YOUR OBJECTIVE → Do any lines in the data below contain "this"? If so, copy every one of them.

SOURCE MATERIAL →
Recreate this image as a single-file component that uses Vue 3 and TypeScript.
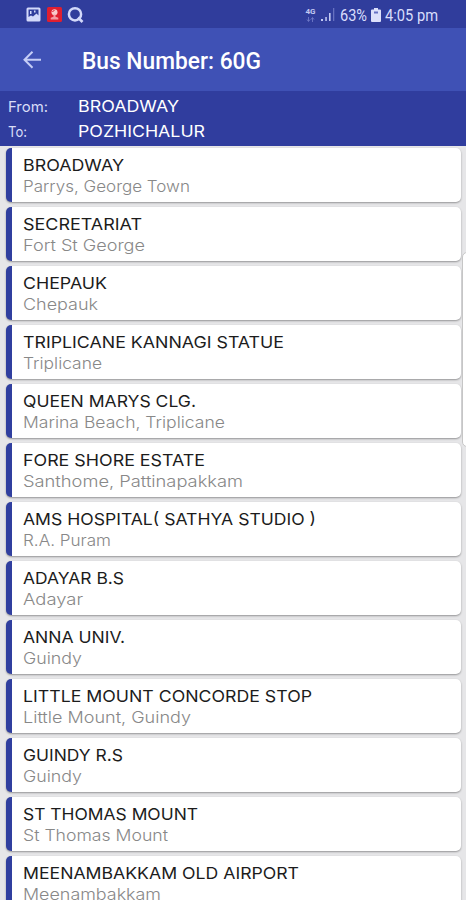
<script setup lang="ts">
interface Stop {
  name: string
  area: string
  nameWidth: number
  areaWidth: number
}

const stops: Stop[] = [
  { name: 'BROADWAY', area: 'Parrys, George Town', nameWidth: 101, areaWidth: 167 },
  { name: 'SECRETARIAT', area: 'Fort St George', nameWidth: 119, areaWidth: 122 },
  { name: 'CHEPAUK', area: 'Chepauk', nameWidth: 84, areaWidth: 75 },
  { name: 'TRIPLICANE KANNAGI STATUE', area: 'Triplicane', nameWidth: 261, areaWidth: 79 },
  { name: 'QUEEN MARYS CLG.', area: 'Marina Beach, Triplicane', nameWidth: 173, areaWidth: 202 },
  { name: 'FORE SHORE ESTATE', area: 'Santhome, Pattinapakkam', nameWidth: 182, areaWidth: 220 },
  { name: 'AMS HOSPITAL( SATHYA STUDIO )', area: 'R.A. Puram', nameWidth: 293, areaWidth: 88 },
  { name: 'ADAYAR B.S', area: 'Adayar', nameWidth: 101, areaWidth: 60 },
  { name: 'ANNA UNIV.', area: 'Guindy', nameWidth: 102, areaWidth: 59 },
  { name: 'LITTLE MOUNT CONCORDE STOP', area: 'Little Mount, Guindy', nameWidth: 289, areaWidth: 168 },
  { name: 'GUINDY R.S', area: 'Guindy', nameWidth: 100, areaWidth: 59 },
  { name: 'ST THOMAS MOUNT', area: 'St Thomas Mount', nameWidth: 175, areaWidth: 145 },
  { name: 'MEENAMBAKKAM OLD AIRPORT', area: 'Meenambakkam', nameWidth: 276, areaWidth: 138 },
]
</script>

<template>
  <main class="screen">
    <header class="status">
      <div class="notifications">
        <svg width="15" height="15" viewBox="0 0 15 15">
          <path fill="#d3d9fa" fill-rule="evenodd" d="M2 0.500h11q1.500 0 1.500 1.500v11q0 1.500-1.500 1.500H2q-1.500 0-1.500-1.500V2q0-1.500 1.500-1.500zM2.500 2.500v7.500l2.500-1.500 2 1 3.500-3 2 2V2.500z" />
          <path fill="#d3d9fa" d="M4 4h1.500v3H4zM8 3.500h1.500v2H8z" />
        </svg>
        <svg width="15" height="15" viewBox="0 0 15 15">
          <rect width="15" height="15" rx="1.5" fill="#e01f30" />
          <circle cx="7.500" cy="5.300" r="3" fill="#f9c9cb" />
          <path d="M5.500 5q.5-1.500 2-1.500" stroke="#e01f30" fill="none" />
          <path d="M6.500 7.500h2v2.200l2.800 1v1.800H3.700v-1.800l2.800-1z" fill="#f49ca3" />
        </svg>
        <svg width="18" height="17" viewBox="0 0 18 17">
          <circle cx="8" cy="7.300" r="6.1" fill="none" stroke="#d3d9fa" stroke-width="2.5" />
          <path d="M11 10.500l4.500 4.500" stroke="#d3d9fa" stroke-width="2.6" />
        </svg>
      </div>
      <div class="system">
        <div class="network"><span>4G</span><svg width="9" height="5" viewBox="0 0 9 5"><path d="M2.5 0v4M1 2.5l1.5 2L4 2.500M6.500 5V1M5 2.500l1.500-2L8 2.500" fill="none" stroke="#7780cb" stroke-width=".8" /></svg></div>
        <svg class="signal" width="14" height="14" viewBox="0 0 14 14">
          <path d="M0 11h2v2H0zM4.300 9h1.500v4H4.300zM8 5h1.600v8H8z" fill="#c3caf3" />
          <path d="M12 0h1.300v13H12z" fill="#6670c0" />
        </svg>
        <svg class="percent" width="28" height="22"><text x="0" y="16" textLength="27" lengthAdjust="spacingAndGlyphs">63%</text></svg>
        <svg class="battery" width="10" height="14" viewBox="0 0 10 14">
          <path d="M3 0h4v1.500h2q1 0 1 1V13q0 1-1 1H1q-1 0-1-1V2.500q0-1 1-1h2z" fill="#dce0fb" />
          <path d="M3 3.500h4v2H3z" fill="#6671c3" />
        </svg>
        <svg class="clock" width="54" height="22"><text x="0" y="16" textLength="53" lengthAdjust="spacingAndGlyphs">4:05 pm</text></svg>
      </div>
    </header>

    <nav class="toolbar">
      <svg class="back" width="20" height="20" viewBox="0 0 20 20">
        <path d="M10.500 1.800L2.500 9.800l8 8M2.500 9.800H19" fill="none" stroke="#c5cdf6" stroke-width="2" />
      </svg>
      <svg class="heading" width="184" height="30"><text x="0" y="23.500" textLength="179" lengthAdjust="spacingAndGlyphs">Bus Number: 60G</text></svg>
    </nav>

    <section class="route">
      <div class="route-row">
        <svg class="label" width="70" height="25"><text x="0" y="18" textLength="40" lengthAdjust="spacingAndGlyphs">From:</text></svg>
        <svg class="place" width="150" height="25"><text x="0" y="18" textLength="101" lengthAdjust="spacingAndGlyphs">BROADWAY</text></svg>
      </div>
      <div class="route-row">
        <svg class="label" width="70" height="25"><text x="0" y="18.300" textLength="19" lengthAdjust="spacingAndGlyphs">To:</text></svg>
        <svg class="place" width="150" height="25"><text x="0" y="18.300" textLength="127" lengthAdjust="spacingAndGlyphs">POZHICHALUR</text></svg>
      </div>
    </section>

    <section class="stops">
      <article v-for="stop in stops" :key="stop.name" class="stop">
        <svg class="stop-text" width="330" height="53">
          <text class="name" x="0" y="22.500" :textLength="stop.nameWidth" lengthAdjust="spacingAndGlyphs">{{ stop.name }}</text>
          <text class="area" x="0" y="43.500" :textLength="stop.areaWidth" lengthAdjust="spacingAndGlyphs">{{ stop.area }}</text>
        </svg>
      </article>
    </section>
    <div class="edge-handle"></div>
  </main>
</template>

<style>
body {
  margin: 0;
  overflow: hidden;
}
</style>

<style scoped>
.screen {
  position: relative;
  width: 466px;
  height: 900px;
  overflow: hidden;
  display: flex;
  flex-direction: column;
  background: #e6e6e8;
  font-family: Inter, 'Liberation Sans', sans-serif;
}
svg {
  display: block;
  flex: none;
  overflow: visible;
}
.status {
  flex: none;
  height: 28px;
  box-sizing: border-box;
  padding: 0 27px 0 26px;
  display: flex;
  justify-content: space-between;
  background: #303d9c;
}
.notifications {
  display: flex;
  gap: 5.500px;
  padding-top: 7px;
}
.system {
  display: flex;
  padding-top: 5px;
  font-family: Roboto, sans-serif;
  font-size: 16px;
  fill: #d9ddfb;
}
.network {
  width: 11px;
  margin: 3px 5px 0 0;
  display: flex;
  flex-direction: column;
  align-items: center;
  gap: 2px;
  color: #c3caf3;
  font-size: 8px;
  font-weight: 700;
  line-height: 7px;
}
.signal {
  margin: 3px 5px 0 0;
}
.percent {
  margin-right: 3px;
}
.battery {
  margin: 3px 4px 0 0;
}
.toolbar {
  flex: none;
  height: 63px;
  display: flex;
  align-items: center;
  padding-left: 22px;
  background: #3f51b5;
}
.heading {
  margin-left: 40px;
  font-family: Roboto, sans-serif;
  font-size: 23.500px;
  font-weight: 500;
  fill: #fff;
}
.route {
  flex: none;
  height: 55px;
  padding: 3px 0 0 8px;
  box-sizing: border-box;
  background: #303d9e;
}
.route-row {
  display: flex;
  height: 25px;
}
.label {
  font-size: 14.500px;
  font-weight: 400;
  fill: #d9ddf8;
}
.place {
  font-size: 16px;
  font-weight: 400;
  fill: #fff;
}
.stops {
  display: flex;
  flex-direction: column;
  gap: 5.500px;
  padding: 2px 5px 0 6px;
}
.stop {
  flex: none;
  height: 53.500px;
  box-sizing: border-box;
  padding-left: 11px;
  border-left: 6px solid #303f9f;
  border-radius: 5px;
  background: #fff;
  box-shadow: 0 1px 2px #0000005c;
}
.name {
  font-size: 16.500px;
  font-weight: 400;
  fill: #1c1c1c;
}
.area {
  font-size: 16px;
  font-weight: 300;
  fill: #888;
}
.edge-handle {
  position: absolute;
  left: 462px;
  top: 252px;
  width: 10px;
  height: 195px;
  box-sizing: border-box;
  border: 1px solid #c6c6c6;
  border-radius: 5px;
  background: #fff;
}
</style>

--

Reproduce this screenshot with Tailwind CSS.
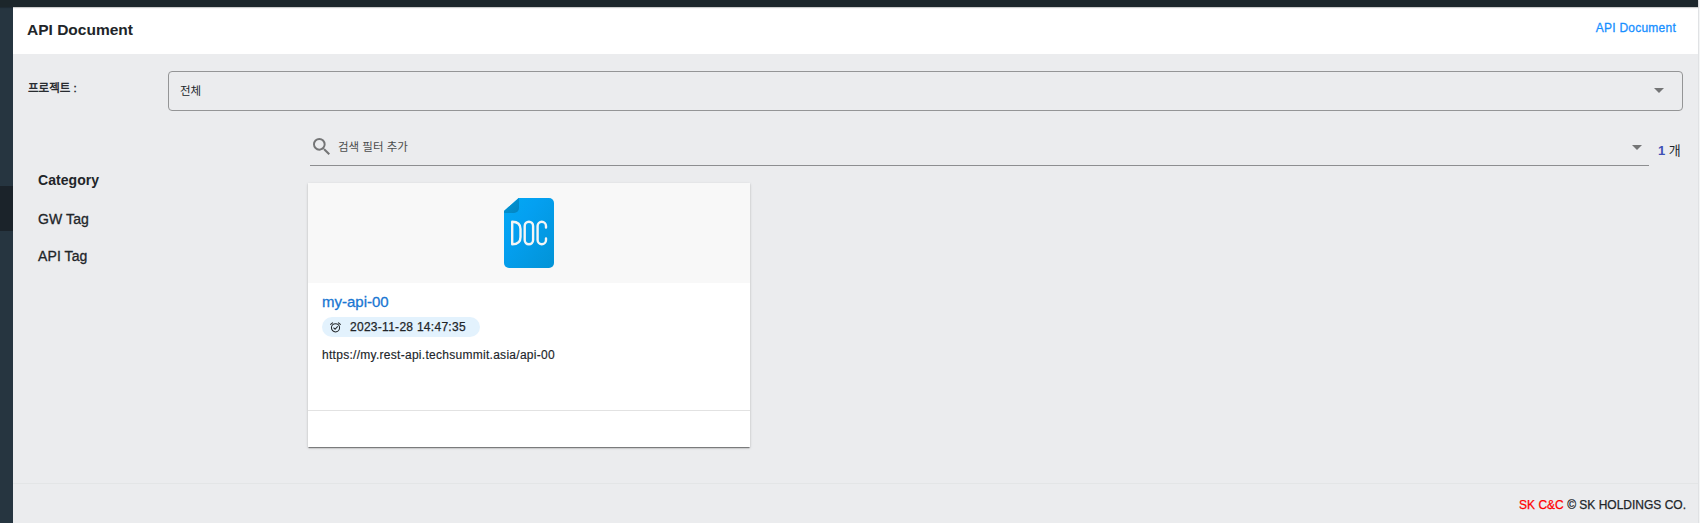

TASK SOLUTION →
Recreate this image as a single-file component that uses Vue 3 and TypeScript.
Reproduce this screenshot with Tailwind CSS.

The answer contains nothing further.